Fed Forecasts and Investor Mishaps
The can-do spirit dies hard in us Americans, and usually that’s a good thing. But when applied to investing, active energy is less advisable, especially if it involves trying to outsmart the market by chasing expert forecasts.
Hopefully, you’ve already figured out that you’re best off ignoring the garden-variety talking heads like Jim Cramer and his ilk as more flash than substance. But what about those super-powered Federal Reserve chairmen and chairwomen? If anyone could see what’s coming in the market, shouldn’t it be they, who not only have their finger on the pulse but are actually responsible for regulating the heartbeat of our financial being?
It may be tempting to think you can stay one step ahead of the market by heeding what Federal chairs have to say and trading accordingly. The problem is, just because a piece of market-impacting information may be more thoughtfully formed or more credibly sourced does not mean it is more helpful to a stock-picking or market-timing cause. Whether the advice is coming from fool or from sage, the collective market is still weighing each bit of incoming news with lightning speed and is still adjusting prices with relative efficiency, and nearly as instantaneously as the high-frequency traders’ computer networks will allow (which is really, really fast).
Princeton Professor and Wealthfront CIO Burton Malkiel is best known as author of A Random Walk Down Wall Street, the 1973 classic now in its 11th edition and still essential reading for anyone who wants to understand the underlying principles of efficient investing, as summarized above. Malkiel’s recent op-ed in The Wall Street Journal helps us further understand why placing trades in reaction to Federal Chair commentary remains as impractical as responding to a sensationalistic “Booyah!” call to action.
In his op-ed, Malkiel reports on Federal Chairwoman Janet Yellen’s recent comments that pricing seems “quite high,” in the stock market in general, and among bio-tech and social media stocks in particular. He also reminds us of Chairman Alan Greenspan’s similar 1996 “irrational exuberance” statements. In both cases, he describes how investors who reacted to either chairperson’s comments by panic-selling their supposedly overpriced stocks were unlikely to be better off for the trades.
Malkiel concludes: “At some point biotech stocks will endure a ‘correction,’ but neither the Fed nor professional investors know when or how severe it will be.” What we do know, he explains, is that “investors generally move money in and out of the stock market at exactly the wrong times. For the Fed to appear to encourage this kind of behavior is a very bad idea.”
Former Chairman Ben Bernanke certainly received his fair share of investor attention as well, especially during and after the 2007–2008 financial crisis, as the public sought to read the market’s tea leaves based on his economic forecasts. As Bloomberg’s Caroline Baum observed in June 2013, “[Bernanke] said too much. He said too little. He should have said nothing at all. He was too blunt. Too indecisive. He should have reassured the markets. ... Poor Ben. This is one tough audience – especially when it’s on the wrong side of a trade.”

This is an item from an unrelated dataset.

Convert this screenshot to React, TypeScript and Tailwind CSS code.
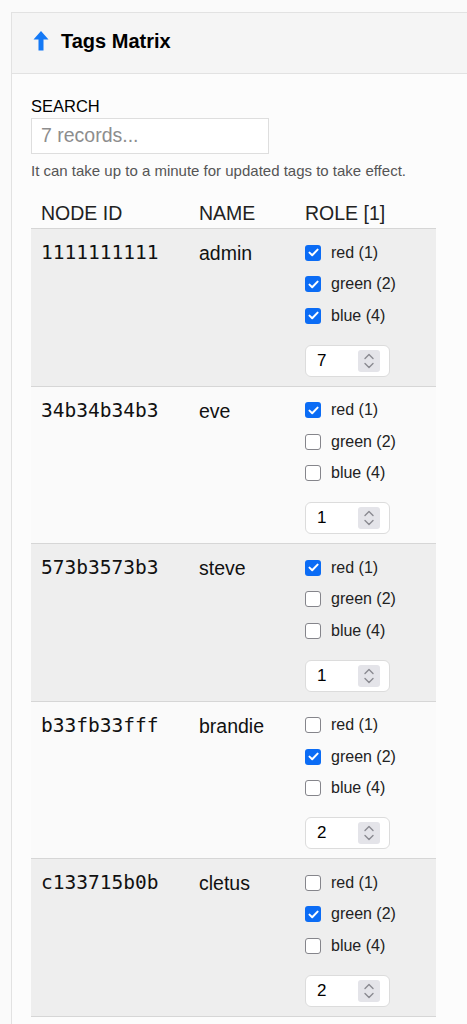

Even more bluntly than Malkiel, Baum commented: “Grow up, people. It’s time to stop blaming Bernanke for your losses. Either you weren’t listening or you heard only what you wanted to hear.”
According to its own “In Plain English” report, the Federal Reserve is charged with “fostering a sound banking system and a healthy economy.” As an investor, you are charged with dedicating your energy to efficiently capturing the market’s long-term growth. That means, at least as they relate to investment management, you are best off ignoring near-term forecasts, regardless of the source. Whether you agree or disagree with their actions, asking the Feds to inform you on how and when to trade in pursuit of your particular goals is like asking a gastroenterologist to examine your head. Similar areas of expertise, way different body parts.